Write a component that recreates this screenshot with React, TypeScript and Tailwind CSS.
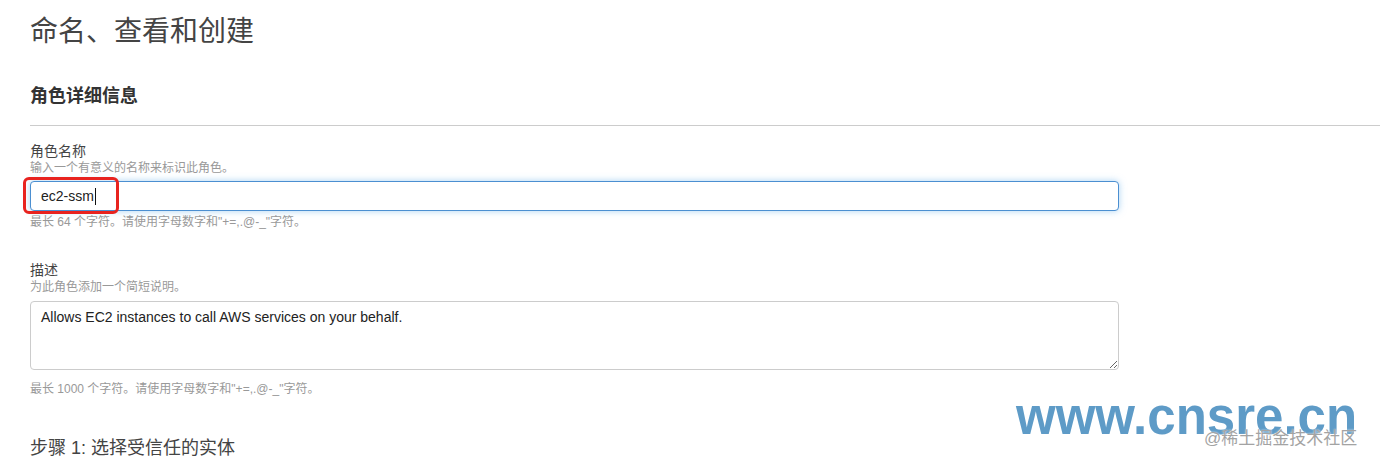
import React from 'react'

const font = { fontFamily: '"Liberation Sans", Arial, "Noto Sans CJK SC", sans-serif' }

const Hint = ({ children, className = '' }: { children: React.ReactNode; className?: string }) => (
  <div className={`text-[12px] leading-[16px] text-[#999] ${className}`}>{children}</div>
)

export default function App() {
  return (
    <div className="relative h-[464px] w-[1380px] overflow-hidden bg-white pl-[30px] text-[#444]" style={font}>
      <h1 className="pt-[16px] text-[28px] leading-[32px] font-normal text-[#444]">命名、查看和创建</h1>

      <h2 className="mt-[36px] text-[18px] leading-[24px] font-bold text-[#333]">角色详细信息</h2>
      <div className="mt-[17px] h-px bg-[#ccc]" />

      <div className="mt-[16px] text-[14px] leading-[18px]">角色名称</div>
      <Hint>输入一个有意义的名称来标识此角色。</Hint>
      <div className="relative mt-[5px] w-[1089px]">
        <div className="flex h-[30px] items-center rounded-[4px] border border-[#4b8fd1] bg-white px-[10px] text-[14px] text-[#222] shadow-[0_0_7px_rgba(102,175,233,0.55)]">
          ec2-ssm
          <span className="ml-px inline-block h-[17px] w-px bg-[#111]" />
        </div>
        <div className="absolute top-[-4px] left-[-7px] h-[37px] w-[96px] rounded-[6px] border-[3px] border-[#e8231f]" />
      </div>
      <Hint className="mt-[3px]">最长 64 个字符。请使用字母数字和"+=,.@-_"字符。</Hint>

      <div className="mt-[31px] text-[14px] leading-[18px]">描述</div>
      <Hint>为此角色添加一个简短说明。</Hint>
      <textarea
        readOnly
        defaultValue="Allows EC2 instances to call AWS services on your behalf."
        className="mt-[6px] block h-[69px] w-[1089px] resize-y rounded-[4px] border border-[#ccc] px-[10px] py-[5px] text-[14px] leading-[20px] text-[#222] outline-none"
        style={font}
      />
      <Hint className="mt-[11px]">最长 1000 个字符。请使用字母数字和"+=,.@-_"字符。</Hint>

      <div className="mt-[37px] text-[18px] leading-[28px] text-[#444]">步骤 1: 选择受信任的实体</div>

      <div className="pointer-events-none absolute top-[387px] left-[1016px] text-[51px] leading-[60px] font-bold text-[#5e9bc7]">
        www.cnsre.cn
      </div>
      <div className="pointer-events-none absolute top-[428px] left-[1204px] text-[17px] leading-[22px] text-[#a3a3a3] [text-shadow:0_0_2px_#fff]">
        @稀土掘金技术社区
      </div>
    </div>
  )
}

------------------------

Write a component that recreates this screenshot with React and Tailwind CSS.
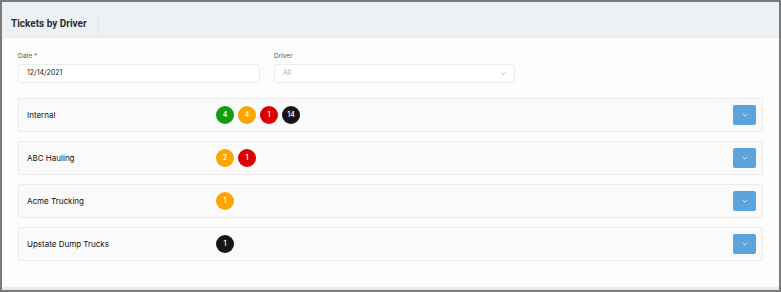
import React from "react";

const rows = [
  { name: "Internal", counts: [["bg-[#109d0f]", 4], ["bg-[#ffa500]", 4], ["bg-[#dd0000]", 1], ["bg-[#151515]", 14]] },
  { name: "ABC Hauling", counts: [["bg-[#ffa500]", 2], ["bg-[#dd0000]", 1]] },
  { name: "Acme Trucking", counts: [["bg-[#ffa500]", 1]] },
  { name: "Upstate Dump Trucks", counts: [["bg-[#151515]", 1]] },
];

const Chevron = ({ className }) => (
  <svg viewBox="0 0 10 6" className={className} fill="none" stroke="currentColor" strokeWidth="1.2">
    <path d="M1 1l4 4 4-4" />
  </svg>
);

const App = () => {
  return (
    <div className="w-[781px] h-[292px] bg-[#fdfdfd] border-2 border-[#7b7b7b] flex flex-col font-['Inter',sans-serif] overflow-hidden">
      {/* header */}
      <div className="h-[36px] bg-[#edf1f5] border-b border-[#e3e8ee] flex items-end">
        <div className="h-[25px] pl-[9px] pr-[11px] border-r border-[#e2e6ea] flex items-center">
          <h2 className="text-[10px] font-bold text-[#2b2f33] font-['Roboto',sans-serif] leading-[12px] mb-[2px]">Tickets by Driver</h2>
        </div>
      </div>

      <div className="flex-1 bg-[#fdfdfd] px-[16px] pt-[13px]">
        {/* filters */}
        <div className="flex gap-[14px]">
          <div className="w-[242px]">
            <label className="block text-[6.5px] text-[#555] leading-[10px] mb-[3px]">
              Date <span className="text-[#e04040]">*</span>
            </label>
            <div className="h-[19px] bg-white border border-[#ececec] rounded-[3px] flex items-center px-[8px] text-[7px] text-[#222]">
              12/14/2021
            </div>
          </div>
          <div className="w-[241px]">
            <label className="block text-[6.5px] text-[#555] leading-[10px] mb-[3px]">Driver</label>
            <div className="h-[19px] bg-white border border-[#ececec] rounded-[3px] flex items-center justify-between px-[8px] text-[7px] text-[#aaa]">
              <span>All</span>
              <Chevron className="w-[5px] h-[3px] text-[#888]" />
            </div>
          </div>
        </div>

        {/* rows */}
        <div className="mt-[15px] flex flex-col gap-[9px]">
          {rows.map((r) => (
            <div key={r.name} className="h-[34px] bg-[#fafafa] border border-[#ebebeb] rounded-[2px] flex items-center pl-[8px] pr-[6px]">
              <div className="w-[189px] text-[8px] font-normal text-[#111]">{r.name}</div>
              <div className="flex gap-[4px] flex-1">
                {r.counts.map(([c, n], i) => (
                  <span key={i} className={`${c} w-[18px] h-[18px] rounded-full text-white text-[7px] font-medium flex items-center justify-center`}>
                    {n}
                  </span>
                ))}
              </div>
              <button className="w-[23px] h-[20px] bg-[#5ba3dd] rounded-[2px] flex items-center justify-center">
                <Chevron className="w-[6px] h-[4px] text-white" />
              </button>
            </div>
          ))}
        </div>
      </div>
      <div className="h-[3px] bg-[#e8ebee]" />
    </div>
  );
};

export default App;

------------------------

Gather every line from the listing above in which "recreates" appears, and copy those lines.

> [Completed exercise]
Write a component that recreates this screenshot with React, TypeScript and Tailwind CSS.
Write a component that recreates this screenshot with React and Tailwind CSS.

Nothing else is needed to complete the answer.